Error while converting html page to pdf

asadanwar · February 10, 2017, 12:43am

Hi Team,

I am trying to convert html page using url to pdf but this exception occures-

An unhandled exception of type ‘System.ArgumentException’ occurred in Aspose.Pdf.dll

Additional information: At most 4 text fragments can be added in evaluation mode.

Code:

WebRequest request =WebRequest.Create(“https://www.sec.gov/Archives/edgar/data/320193/000119312517003764/d307349ddefa14a.htm”);

// If required by the server, set the credentials.

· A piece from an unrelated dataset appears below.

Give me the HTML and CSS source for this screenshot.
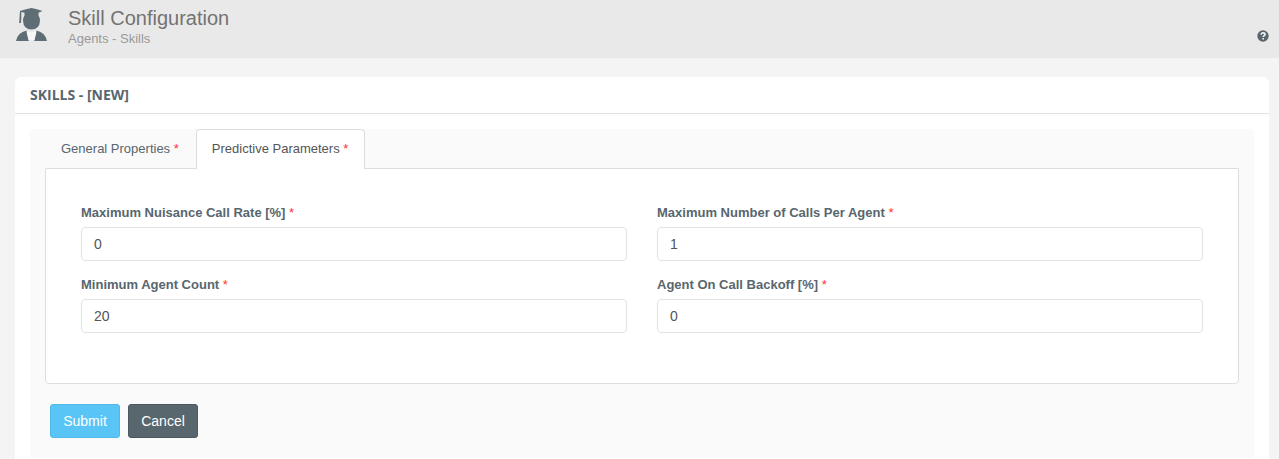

request.Credentials = CredentialCache.DefaultCredentials;

HttpWebResponse response = (HttpWebResponse)request.GetResponse();

Stream dataStream = response.GetResponseStream();

StreamReader reader = new StreamReader(dataStream);

string responseFromServer = reader.ReadToEnd();

reader.Close();

dataStream.Close();

response.Close();

MemoryStream stream = new MemoryStream(System.Text.Encoding.UTF8.GetBytes(responseFromServer));

HtmlLoadOptions options = new HtmlLoadOptions(“https://www.sec.gov/Archives/edgar/data/320193/000119312517003764/”);

Document pdfDocument = new Document(stream, options);

options.PageInfo.IsLandscape = true;

pdfDocument.Save( @“C:\HTMLtoPDF_DOM.pdf”);

tilal.ahmad · February 10, 2017, 11:53am

Hi Asad,

Thanks for your inquiry. Aspose.Pdf evaluation version has two limitations, evaluation watermark and at most four elements of any collection can be viewed. Please make a request for 30 days temporary license to evaluate our product without any limitation, it will resolve the issue.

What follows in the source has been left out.